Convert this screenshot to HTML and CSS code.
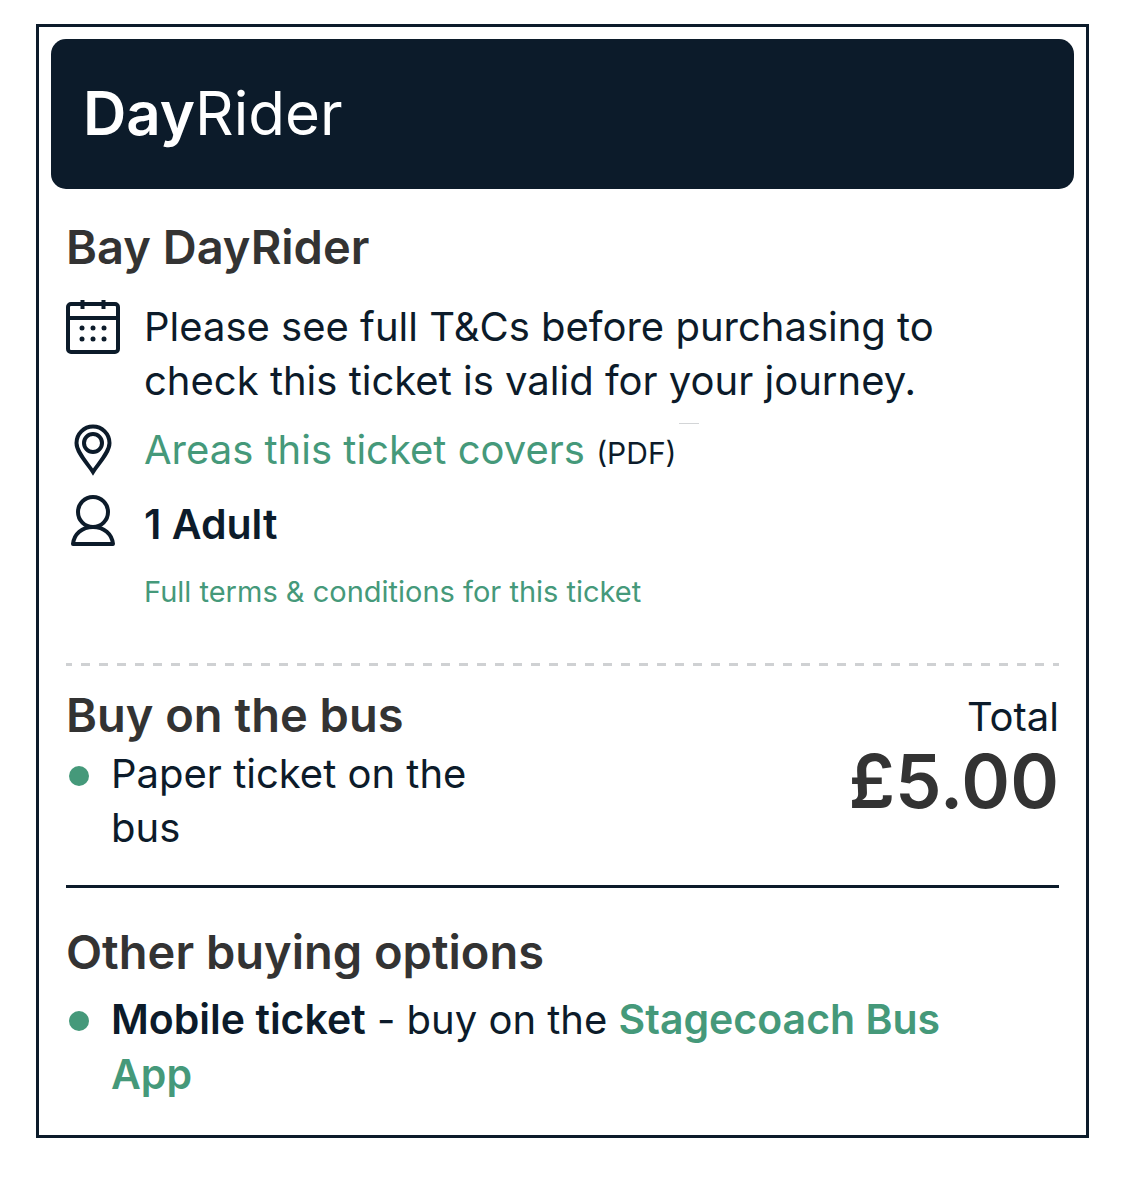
FILE: index.html
```
<!DOCTYPE html>
<html lang="en">
<head>
<meta charset="utf-8">
<meta name="viewport" content="width=device-width, initial-scale=1">
<title>Bay DayRider</title>
<link rel="stylesheet" href="styles.css">
</head>
<body>
<main class="ticket">
  <header class="banner"><strong>Day</strong>Rider</header>
  <div class="content">
    <section class="details">
      <h1 class="heading">Bay DayRider</h1>
      <ul class="facts">
        <li class="fact">
          <svg class="icon" viewBox="0 0 54 54" aria-hidden="true">
            <g fill="none" stroke="currentColor" stroke-width="4">
              <rect x="2" y="4" width="50" height="48" rx="3"/>
              <path d="M2 18H52M16.500 0V9M37.500 0V9"/>
            </g>
            <g fill="currentColor">
              <circle cx="16" cy="28" r="2.500"/><circle cx="27" cy="28" r="2.500"/><circle cx="38" cy="28" r="2.500"/>
              <circle cx="16" cy="39" r="2.500"/><circle cx="27" cy="39" r="2.500"/><circle cx="38" cy="39" r="2.500"/>
            </g>
          </svg>
          <span>Please see full T&amp;Cs before purchasing to check this ticket is valid for your journey.</span>
        </li>
        <li class="fact">
          <svg class="icon" viewBox="0 0 54 54" aria-hidden="true">
            <g fill="none" stroke="currentColor" stroke-width="4">
              <path d="M27 49C22 41 10.500 29.500 10.500 20A16.500 16.500 0 0 1 43.500 20C43.500 29.500 32 41 27 49Z"/>
              <circle cx="27" cy="20" r="9"/>
            </g>
          </svg>
          <span><a class="link" href="#areas">Areas this ticket covers</a> <small class="format">(PDF)</small></span>
        </li>
        <li class="fact passenger">
          <svg class="icon" viewBox="0 0 54 54" aria-hidden="true">
            <g fill="none" stroke="currentColor" stroke-width="4">
              <circle cx="27" cy="20" r="15"/>
              <path d="M7 52C8 42 16 35 27 35S46 42 47 52Z" stroke-linejoin="round"/>
            </g>
          </svg>
          <strong>1 Adult</strong>
        </li>
      </ul>
      <a class="link terms" href="#terms">Full terms &amp; conditions for this ticket</a>
    </section>
    <section class="purchase">
      <div class="method">
        <h2 class="heading">Buy on the bus</h2>
        <ul class="options"><li>Paper ticket on the bus</li></ul>
      </div>
      <p class="total">Total <strong class="price">£5.00</strong></p>
    </section>
    <section class="other">
      <h2 class="heading">Other buying options</h2>
      <ul class="options"><li><strong>Mobile ticket</strong> - buy on the <a class="link app" href="#app">Stagecoach Bus App</a></li></ul>
    </section>
  </div>
</main>
</body>
</html>
```
FILE: styles.css
```
* { box-sizing: border-box; }
body {
  margin: 24px 36px;
  background: #fff;
  color: #0c1b2a;
  font: 400 40px/54px Inter, "Liberation Sans", sans-serif;
}
h1, h2, p, ul { margin: 0; padding: 0; }
ul { list-style: none; }
strong { font-weight: 600; }
.ticket { border: 3px solid #0c1b2a; padding: 12px; }
.banner {
  padding: 32px 32px 34px;
  border-radius: 15px;
  background: #0c1b2a;
  color: #fff;
  font-size: 60px;
  line-height: 84px;
}
.content { padding: 0 15px; }
.heading { color: #333; font-size: 47px; line-height: 60px; font-weight: 600; }
.details { padding: 28px 0 44px; }
.facts { padding-top: 23px; display: grid; gap: 15px; }
.fact { display: grid; grid-template-columns: 54px 1fr; column-gap: 24px; padding-right: 90px; }
.icon { width: 54px; height: 54px; overflow: visible; }
.passenger { font-size: 41px; line-height: 64px; }
.link { color: #45997a; text-decoration: none; }
.format { position: relative; font-size: 30px; line-height: 30px; }
.format::after {
  content: "";
  position: absolute;
  left: 100%;
  top: -12px;
  width: 20px;
  height: 1px;
  margin-left: 2px;
  background: #d3d5d7;
}
.terms { display: block; margin: 9px 0 0 78px; font-size: 29px; }
.purchase {
  display: flex;
  justify-content: space-between;
  padding: 22px 0 30px;
  border-bottom: 3px solid #0c1b2a;
  background: repeating-linear-gradient(90deg, #cfd1d3 0 6px, transparent 6px 15px, #cfd1d3 15px 18px) top / 100% 3px no-repeat;
}
.purchase .heading { margin-bottom: 2px; }
.method { width: 45%; }
.options li { position: relative; padding-left: 45px; }
.options li::before {
  content: "";
  position: absolute;
  left: 3px;
  top: 19px;
  width: 20px;
  height: 20px;
  border-radius: 50%;
  background: #45997a;
}
.options strong, .app { font-size: 41px; font-weight: 600; }
.total { padding-top: 5px; text-align: right; }
.price { display: block; color: #333; font-size: 74px; line-height: 74px; }
.other { padding: 34px 60px 21px 0; }
.other .heading { margin-bottom: 10px; }
```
+ + + + + + +
*Stated problem*. Gather every line from the listing above in which the word "this" appears.

*Answer for the task*.
Convert this screenshot to HTML and CSS code.
          <span>Please see full T&amp;Cs before purchasing to check this ticket is valid for your journey.</span>
          <span><a class="link" href="#areas">Areas this ticket covers</a> <small class="format">(PDF)</small></span>
      <a class="link terms" href="#terms">Full terms &amp; conditions for this ticket</a>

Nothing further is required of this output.